The question has been asked of me: if you had to think of someone who is a Christian that you could point to that is respected by everyone, who is a living witness to the Christian faith, who would it be?  For me, the answer was fairly quick: Billy Graham would be my first choice.  He seems to have managed throughout all these years, to keep himself “unspotted from the world.” 

But, Billy Graham is old and certainly the time for his own departure is near.  Then who, like Elisha taking up the mantle of Elijah, will be the “face” of Christianity in the world?  It’s not an easy question to answer, but I was struck by this brief comment from the Opinion Journal (Wall Street Journal Online), 10/8/07, by James Taranto, about some statements made by an avowed atheist who was chastising Christians for their unwillingness to engage in public “dialogue”.  The first paragraph is taken from Ms.
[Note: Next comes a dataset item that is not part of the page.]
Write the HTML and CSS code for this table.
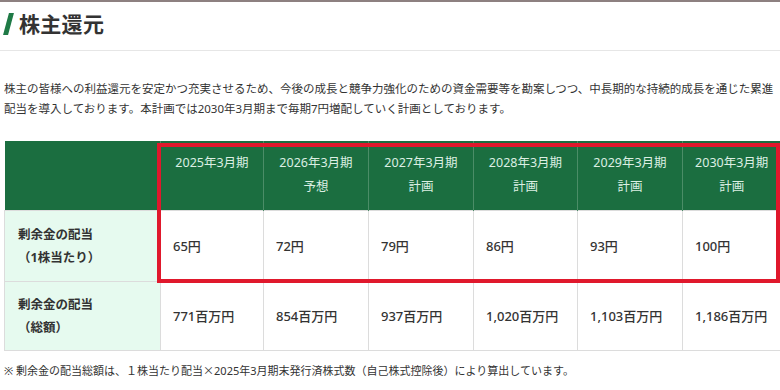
FILE: index.html
```html
<!DOCTYPE html>
<html lang="ja">
<head>
<meta charset="utf-8">
<link rel="stylesheet" href="styles.css">
</head>
<body>
<div class="topline"></div>
<header class="heading">
  <span class="slash"></span>
  <h2 class="title">株主還元</h2>
</header>
<main class="content">
  <p class="lead">株主の皆様への利益還元を安定かつ充実させるため、今後の成長と競争力強化のための資金需要等を勘案しつつ、中長期的な持続的成長を通じた累進配当を導入しております。本計画では2030年3月期まで毎期7円増配していく計画としております。</p>
  <div class="table-wrap">
    <table class="div-table">
      <colgroup>
        <col class="c-label">
        <col class="c-a"><col class="c-b"><col class="c-b"><col class="c-c"><col class="c-b"><col class="c-d">
      </colgroup>
      <thead>
        <tr>
          <th class="corner"></th>
          <th>2025年3月期</th>
          <th>2026年3月期<br>予想</th>
          <th>2027年3月期<br>計画</th>
          <th>2028年3月期<br>計画</th>
          <th>2029年3月期<br>計画</th>
          <th>2030年3月期<br>計画</th>
        </tr>
      </thead>
      <tbody>
        <tr class="r1">
          <th class="label">剰余金の配当<br>（1株当たり）</th>
          <td>65円</td><td>72円</td><td>79円</td><td>86円</td><td>93円</td><td>100円</td>
        </tr>
        <tr class="r2">
          <th class="label">剰余金の配当<br>（総額）</th>
          <td>771百万円</td><td>854百万円</td><td>937百万円</td><td>1,020百万円</td><td>1,103百万円</td><td>1,186百万円</td>
        </tr>
      </tbody>
    </table>
    <div class="highlight"></div>
  </div>
  <p class="note">※ 剰余金の配当総額は、１株当たり配当<span class="cjk">×</span>2025年3月期末発行済株式数（自己株式控除後）により算出しています。</p>
</main>
</body>
</html>
```
FILE: styles.css
```css
html, body {
  margin: 0;
  padding: 0;
  background: #ffffff;
}
body {
  width: 780px;
  overflow: hidden;
  font-family: "Noto Sans", "Noto Sans CJK JP", sans-serif;
  color: #333333;
}
.topline {
  height: 2px;
  background: #8d8080;
}
.heading {
  display: flex;
  align-items: center;
  height: 44px;
  padding: 0 0 4px 6px;
  border-bottom: 1px solid #e6e6e6;
}
.slash {
  display: block;
  width: 5px;
  height: 22px;
  background: #1f7a46;
  transform: skewX(-15deg);
}
.title {
  margin: 0 0 0 8px;
  font-size: 21px;
  font-weight: 700;
  color: #333333;
  line-height: 1;
  letter-spacing: 0.3px;
}
.content {
  padding: 0 0 0 4px;
}
.lead {
  margin: 28px 0 0;
  width: 776px;
  font-size: 11.5px;
  line-height: 19.5px;
  color: #333333;
}
.table-wrap {
  position: relative;
  margin-top: 23px;
}
.div-table {
  width: 776px;
  border-collapse: collapse;
  table-layout: fixed;
}
.c-label { width: 156px; }
.c-a { width: 103px; }
.c-b { width: 105px; }
.c-c { width: 104px; }
.c-d { width: 98px; }
.div-table thead th {
  background: #1b6e40;
  color: #dcefe3;
  font-weight: 400;
  font-size: 12.5px;
  line-height: 24px;
  height: 69px;
  padding: 10px 0 0;
  vertical-align: top;
  text-align: center;
  border-left: 1px solid #4b8d67;
  box-sizing: border-box;
}
.div-table thead th.corner {
  border-left: none;
}
.div-table tbody th.label {
  background: #e6faef;
  text-align: left;
  font-size: 12.5px;
  font-weight: 700;
  line-height: 23px;
  padding: 0 0 0 13px;
  color: #333333;
  border: 1px solid #dcdcdc;
}
.div-table tbody td {
  border: 1px solid #dcdcdc;
  padding: 0 0 0 12px;
  font-size: 13px;
  font-weight: 500;
  color: #333333;
  text-align: left;
}
.r1 th, .r1 td {
  height: 70px;
}
.r2 th, .r2 td {
  height: 68px;
}
.highlight {
  position: absolute;
  left: 153px;
  top: 2px;
  width: 623px;
  height: 140px;
  border: 4px solid #e0182c;
  box-sizing: border-box;
  pointer-events: none;
}
.note {
  margin: 10px 0 0;
  font-size: 11px;
  line-height: 18px;
  color: #333333;
}
.cjk {
  font-family: "Noto Sans CJK JP", sans-serif;
}
```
Lalli’s statement, and the second paragraph is Mr. Taranto’s musings on what she said:

Ms. Lalli: I have a question for the Christians out there: If you could pick one living person to be the face of the entire Christian faith, who would that person be?  Even if you could pick three, or even five people, it would still be a challenge.  I imagine it would be hard to figure out whether you wanted to pick those Christians who think most like you, or if you would pick people who could better represent the many colors of Christianity, the subtle differences and big-picture similarities.

Taranto: We lived in Brooklyn for a time in the early 1990s.  Back then, at least, there were Christians there, and it seems unlikely that all of them have left.  Lalli should see if she can find one so that she can ask her question directly.  We’re pretty sure the answer will be Christ.  OpinionJournal, 10/8/07, James Taranto

Can there be a better ambassador for Christianity than Christ?  Certainly, the answer to that is and unequivocal, “No!”  He is by far the best example of Christianity that there ever will be.

Still, I’m forced to ponder the question: if not Billy Graham, who?  And why should we automatically assume that all believers couldn’t be effective ambassadors – that you who read this, and I who write it, can’t be equally as strong of “advertisements” for what a real Christian is like?  After all, isn’t that what we’re ALL called to be and to do?

PRAYER:  Lord, we know that within us dwells no good thing – except for Jesus.  Help us to be better illustrations of the truth of Christianity, of the life of Christ, than we have been in the past.  May we all resolve to live as if the world depended on our resemblance to Jesus.  In Jesus’ name, Amen.